TASK TO COMPLETE:
Your task is to write out exactly the lines from the line containing "Convert this table" through the end of the records, inclusive at both ends.

DATA ROWS:
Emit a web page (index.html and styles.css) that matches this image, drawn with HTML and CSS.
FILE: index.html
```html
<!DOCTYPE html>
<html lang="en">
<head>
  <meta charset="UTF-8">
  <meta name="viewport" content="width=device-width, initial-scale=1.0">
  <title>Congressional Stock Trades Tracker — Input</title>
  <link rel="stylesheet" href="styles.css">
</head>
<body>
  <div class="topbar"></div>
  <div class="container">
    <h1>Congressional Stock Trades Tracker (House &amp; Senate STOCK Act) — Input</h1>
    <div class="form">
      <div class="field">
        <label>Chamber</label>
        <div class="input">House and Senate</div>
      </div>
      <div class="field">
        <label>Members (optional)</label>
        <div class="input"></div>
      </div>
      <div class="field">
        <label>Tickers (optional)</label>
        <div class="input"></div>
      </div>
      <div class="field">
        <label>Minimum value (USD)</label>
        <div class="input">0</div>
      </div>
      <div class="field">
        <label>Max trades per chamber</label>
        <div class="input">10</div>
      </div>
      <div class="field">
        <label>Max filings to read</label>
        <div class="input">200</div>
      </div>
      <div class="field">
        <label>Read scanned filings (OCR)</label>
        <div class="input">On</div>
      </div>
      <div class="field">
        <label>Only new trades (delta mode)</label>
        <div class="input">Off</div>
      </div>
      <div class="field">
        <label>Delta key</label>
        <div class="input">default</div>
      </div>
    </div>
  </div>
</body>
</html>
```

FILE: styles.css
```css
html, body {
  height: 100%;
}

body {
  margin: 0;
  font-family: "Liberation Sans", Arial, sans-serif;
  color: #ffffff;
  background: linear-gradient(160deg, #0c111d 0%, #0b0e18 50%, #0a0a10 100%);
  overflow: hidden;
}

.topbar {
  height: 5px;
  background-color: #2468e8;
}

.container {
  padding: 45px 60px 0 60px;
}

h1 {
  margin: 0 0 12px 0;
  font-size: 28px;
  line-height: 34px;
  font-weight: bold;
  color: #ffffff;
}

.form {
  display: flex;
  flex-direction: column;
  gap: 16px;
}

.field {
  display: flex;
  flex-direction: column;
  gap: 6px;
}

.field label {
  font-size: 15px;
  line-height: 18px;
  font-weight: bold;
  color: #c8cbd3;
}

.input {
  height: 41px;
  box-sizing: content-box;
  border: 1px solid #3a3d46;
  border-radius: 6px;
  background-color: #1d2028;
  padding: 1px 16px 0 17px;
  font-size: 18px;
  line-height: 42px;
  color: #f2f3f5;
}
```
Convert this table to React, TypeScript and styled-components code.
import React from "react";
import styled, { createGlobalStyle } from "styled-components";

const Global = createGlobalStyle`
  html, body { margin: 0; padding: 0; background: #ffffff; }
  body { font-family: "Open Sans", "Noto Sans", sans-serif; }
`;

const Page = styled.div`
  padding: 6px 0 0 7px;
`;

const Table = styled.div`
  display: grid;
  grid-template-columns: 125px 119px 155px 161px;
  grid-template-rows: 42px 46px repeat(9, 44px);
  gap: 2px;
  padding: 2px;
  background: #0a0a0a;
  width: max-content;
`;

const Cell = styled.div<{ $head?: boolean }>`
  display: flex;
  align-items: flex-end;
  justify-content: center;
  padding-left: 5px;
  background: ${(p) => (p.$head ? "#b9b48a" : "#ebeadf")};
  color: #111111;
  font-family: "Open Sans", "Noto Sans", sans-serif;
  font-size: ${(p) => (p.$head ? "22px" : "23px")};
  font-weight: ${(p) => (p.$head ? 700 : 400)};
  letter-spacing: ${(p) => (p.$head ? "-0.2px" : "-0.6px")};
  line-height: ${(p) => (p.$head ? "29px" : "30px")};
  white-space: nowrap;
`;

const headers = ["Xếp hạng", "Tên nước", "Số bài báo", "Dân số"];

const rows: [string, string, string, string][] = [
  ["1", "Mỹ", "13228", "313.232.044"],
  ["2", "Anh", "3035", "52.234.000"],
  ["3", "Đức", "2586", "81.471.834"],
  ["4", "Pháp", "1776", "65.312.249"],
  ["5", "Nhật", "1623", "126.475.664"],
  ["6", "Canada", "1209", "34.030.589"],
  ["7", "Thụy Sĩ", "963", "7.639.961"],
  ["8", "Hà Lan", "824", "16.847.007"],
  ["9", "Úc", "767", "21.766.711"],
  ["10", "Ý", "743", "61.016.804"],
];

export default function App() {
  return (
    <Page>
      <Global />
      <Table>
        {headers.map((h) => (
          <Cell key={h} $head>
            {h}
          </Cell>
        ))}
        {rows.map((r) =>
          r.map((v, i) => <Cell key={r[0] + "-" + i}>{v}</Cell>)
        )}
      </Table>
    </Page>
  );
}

WRITTEN ANSWER:
Convert this table to React, TypeScript and styled-components code.
import React from "react";
import styled, { createGlobalStyle } from "styled-components";

const Global = createGlobalStyle`
  html, body { margin: 0; padding: 0; background: #ffffff; }
  body { font-family: "Open Sans", "Noto Sans", sans-serif; }
`;

const Page = styled.div`
  padding: 6px 0 0 7px;
`;

const Table = styled.div`
  display: grid;
  grid-template-columns: 125px 119px 155px 161px;
  grid-template-rows: 42px 46px repeat(9, 44px);
  gap: 2px;
  padding: 2px;
  background: #0a0a0a;
  width: max-content;
`;

const Cell = styled.div<{ $head?: boolean }>`
  display: flex;
  align-items: flex-end;
  justify-content: center;
  padding-left: 5px;
  background: ${(p) => (p.$head ? "#b9b48a" : "#ebeadf")};
  color: #111111;
  font-family: "Open Sans", "Noto Sans", sans-serif;
  font-size: ${(p) => (p.$head ? "22px" : "23px")};
  font-weight: ${(p) => (p.$head ? 700 : 400)};
  letter-spacing: ${(p) => (p.$head ? "-0.2px" : "-0.6px")};
  line-height: ${(p) => (p.$head ? "29px" : "30px")};
  white-space: nowrap;
`;

const headers = ["Xếp hạng", "Tên nước", "Số bài báo", "Dân số"];

const rows: [string, string, string, string][] = [
  ["1", "Mỹ", "13228", "313.232.044"],
  ["2", "Anh", "3035", "52.234.000"],
  ["3", "Đức", "2586", "81.471.834"],
  ["4", "Pháp", "1776", "65.312.249"],
  ["5", "Nhật", "1623", "126.475.664"],
  ["6", "Canada", "1209", "34.030.589"],
  ["7", "Thụy Sĩ", "963", "7.639.961"],
  ["8", "Hà Lan", "824", "16.847.007"],
  ["9", "Úc", "767", "21.766.711"],
  ["10", "Ý", "743", "61.016.804"],
];

export default function App() {
  return (
    <Page>
      <Global />
      <Table>
        {headers.map((h) => (
          <Cell key={h} $head>
            {h}
          </Cell>
        ))}
        {rows.map((r) =>
          r.map((v, i) => <Cell key={r[0] + "-" + i}>{v}</Cell>)
        )}
      </Table>
    </Page>
  );
}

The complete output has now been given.